Special attention also must be paid to the animation, which is in a class all its own. While other studios have produced impressive animated movies this year, Sony Pictures Animation really broke the mold here, crafting a look that comes off like a comic book mixed with street art and acid. It’s not simply that the animation is “good”, but that it has a style all its own, and it’s only when a movie takes strides to look unlike anything else out there, you can’t help but sit up and take notice. Spider-Verse is a feast for the eyes, not just with the Easter eggs for Spider-Man fans, but how it harnesses its unique color palette and array of visual effects to create a superhero story that looks unlike anything else audiences have seen in theaters.
I had high hopes for Spider-Man: Into the Spider-Verse and the movie surpassed them.

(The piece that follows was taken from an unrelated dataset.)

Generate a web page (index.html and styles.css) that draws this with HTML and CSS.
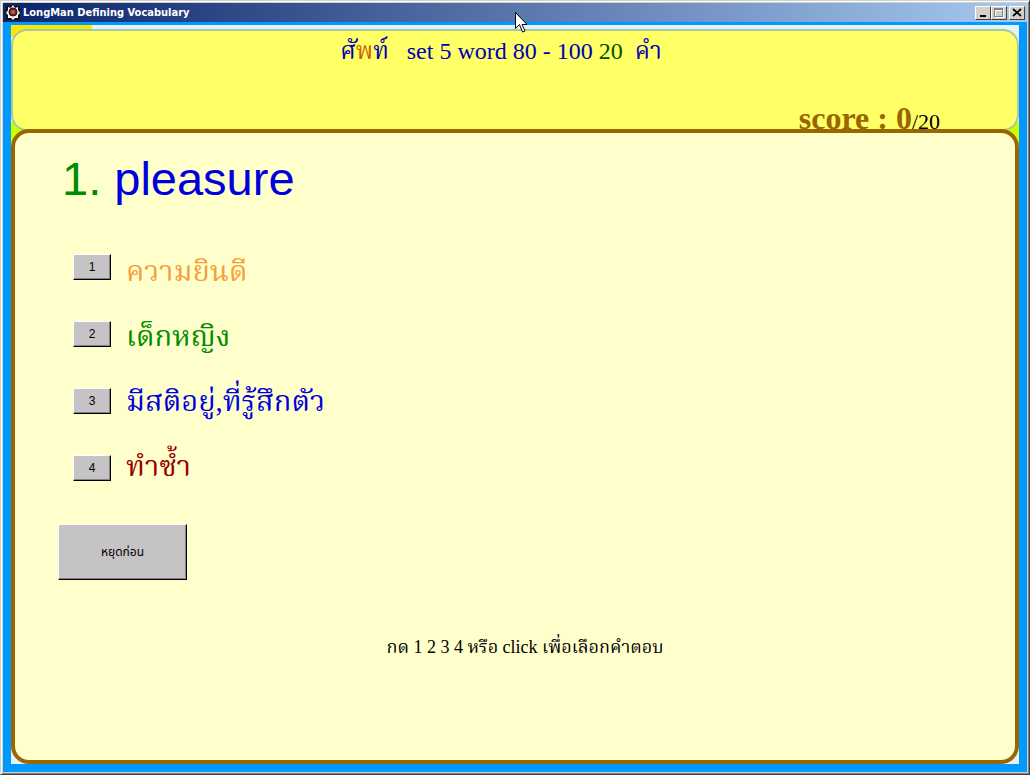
FILE: index.html
```html
<!DOCTYPE html>
<html lang="th">
<head>
  <meta charset="UTF-8" />
  <meta name="viewport" content="width=device-width, initial-scale=1.0" />
  <title>LongMan Defining Vocabulary</title>
  <link rel="stylesheet" href="styles.css">
</head>
<body>

  <div class="window">
    <header class="titlebar">
      <svg class="app-icon" width="14" height="16" viewBox="0 0 14 16">
        <rect x="0" y="1" width="14" height="14" fill="#111" />
        <path d="M7 0 L9 3 L12 2 L12 5 L14 8 L12 10 L12 13 L9 13 L7 15 L5 13 L2 13 L2 10 L0 8 L2 5 L2 2 L5 3 Z" fill="#eee" />
        <circle cx="7" cy="7" r="4" fill="#7a2024" stroke="#2b1010" />
        <circle cx="7" cy="7" r="2" fill="#a86060" />
      </svg>
      <h1>LongMan Defining Vocabulary</h1>
      <div class="window-buttons">
        <button class="win-btn" type="button" aria-label="Minimize">
          <svg width="12" height="10" viewBox="0 0 12 10"><rect x="3" y="7" width="6" height="2" /></svg>
        </button>
        <button class="win-btn" type="button" aria-label="Maximize">
          <svg width="12" height="10" viewBox="0 0 12 10"><path d="M2 1h9v9h-9z M3 3v6h7v-6z" fill="#fff" fill-rule="evenodd" /><path d="M1 0h9v9h-9z M2 2v6h7v-6z" fill="#808080" fill-rule="evenodd" /></svg>
        </button>
        <button class="win-btn close" type="button" aria-label="Close">
          <svg width="12" height="10" viewBox="0 0 12 10"><path d="M2 1l8 7M10 1l-8 7" stroke="#000" stroke-width="1.700" /></svg>
        </button>
      </div>
    </header>

    <div class="stage">
      <section class="top">
        <div class="set-title">ศั<span class="orange">พ</span>ท์ &nbsp; set 5 word 80 - 100 <span class="darkgreen">20</span> &nbsp;คำ</div>
        <div class="score"><strong>score : 0</strong>/20</div>
      </section>

      <main class="quiz">
        <h2 class="question"><span class="number">1.</span> pleasure</h2>

        <div class="choices">
          <div class="keys">
            <button class="btn" id="key1" type="button">1</button>
            <button class="btn" id="key2" type="button">2</button>
            <button class="btn" id="key3" type="button">3</button>
            <button class="btn" id="key4" type="button">4</button>
          </div>
          <div class="answers">
            <label class="a1" for="key1">ความยินดี</label>
            <label class="a2" for="key2">เด็กหญิง</label>
            <label class="a3" for="key3">มีสติอยู่,ที่รู้สึกตัว</label>
            <label class="a4" for="key4">ทำซ้ำ</label>
          </div>
        </div>

        <button class="btn stop" type="button">หยุดก่อน</button>

        <p class="hint">กด 1 2 3 4 หรือ click เพื่อเลือกคำตอบ</p>
      </main>
    </div>
  </div>

  <svg class="cursor" width="12" height="21" viewBox="0 0 12 21">
    <path d="M.5 .5v16l4-4 3 7.500 2.500-1-3-6.500h5z" fill="#fff" stroke="#000" />
  </svg>

</body>
</html>
```
FILE: styles.css
```css
* {
  box-sizing: border-box;
}
body {
  margin: 0;
  font-family: "Liberation Serif", "Noto Serif Thai", "Norasi", "Kinnari", serif;
  background-color: #d4d0c8;
}
.window {
  display: flex;
  flex-direction: column;
  min-height: 100vh;
  padding: 1px;
  border: 1px solid #d4d0c8;
  border-right-color: #404040;
  border-bottom-color: #404040;
  box-shadow: inset 1px 1px #fff, inset -1px -1px #808080;
}
.titlebar {
  display: flex;
  align-items: center;
  gap: 3px;
  height: 19px;
  margin: 1px 1px 0;
  padding: 0 2px 0 3px;
  background: linear-gradient(to right, #0a246a, #a6caf0);
}
.titlebar h1 {
  flex: 1;
  margin: 0;
  color: #fff;
  font: bold 11px "DejaVu Sans Condensed", "Open Sans", sans-serif;
}
.window-buttons {
  display: flex;
}
.win-btn {
  display: flex;
  align-items: center;
  justify-content: center;
  width: 16px;
  height: 14px;
  padding: 0;
  background-color: #d4d0c8;
  border: 1px solid #fff;
  border-right-color: #404040;
  border-bottom-color: #404040;
}
.close {
  margin-left: 2px;
}
.stage {
  flex: 1;
  display: flex;
  flex-direction: column;
  margin: 0 1px 1px;
  padding: 3px 8px 8px;
  background: linear-gradient(#ffe600, #ffe600) 8px 3px / 81px 12px no-repeat,
    linear-gradient(#ccff00, #ccff00) 8px 100px / calc(100% - 16px) 24px no-repeat,
    linear-gradient(#e6f2f5, #e6f2f5) content-box,
    #0099ff;
}
.top {
  height: 102px;
  margin-top: 4px;
  padding: 4px 77px 0 0;
  background-color: #ffff66;
  border: 2px solid #a4c8a8;
  border-radius: 16px;
}
.set-title {
  padding-left: 49px;
  color: #0000b4;
  font-size: 24px;
  line-height: 32px;
  text-align: center;
}
.orange {
  color: #cc6600;
}
.darkgreen {
  color: #005000;
}
.score {
  margin-top: 31px;
  color: #000;
  font-size: 22px;
  line-height: 40px;
  text-align: right;
}
.score strong {
  color: #996600;
  font-size: 32px;
}
.quiz {
  flex: 1;
  margin-top: -2px;
  padding: 16px 43px;
  background-color: #ffffcc;
  border: 4px solid #996600;
  border-radius: 18px;
}
.question {
  margin: 0;
  padding-left: 4px;
  color: #0000dc;
  font: 47px/60px "Liberation Sans", sans-serif;
}
.number {
  color: #008c00;
}
.choices {
  display: flex;
  gap: 15px;
  padding: 28px 15px 0;
}
.keys {
  display: flex;
  flex-direction: column;
  gap: 41px;
  padding-top: 17px;
}
.btn {
  width: 38px;
  height: 26px;
  padding: 0;
  color: #000;
  background-color: #c6c3c6;
  border: 1px solid #fff;
  border-right-color: #000;
  border-bottom-color: #000;
  box-shadow: inset -1px -1px #848284;
  font: 12px "Liberation Sans", "Noto Sans Thai", "Loma", sans-serif;
}
.answers {
  padding-top: 2px;
  font-size: 29px;
  line-height: 65px;
}
.answers label {
  display: block;
}
.a1 {
  color: #f5a03c;
}
.a2 {
  color: #008c00;
}
.a3 {
  color: #0000dc;
}
.a4 {
  color: #960000;
}
.stop {
  display: block;
  width: 129px;
  height: 56px;
  margin-top: 25px;
}
.hint {
  margin: 54px 0 0;
  padding-left: 20px;
  color: #000;
  font-size: 18px;
  line-height: 26px;
  text-align: center;
}
.cursor {
  position: absolute;
  top: 12px;
  left: 50%;
}
```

Having seen three different iterations of Spider-Man in the past 16 years, I assumed that Spider-Verse would be backed into a corner with its only cards to play being Miles Morales instead of Peter Parker and animation instead of live-action. Instead, it has surpassed the other Spider-Man movies by breaking down the character without ever losing sight of an entertaining, lovely story. If you feel like you’ve seen all the Spider-Man you can handle, just wait. You haven’t seen anything yet.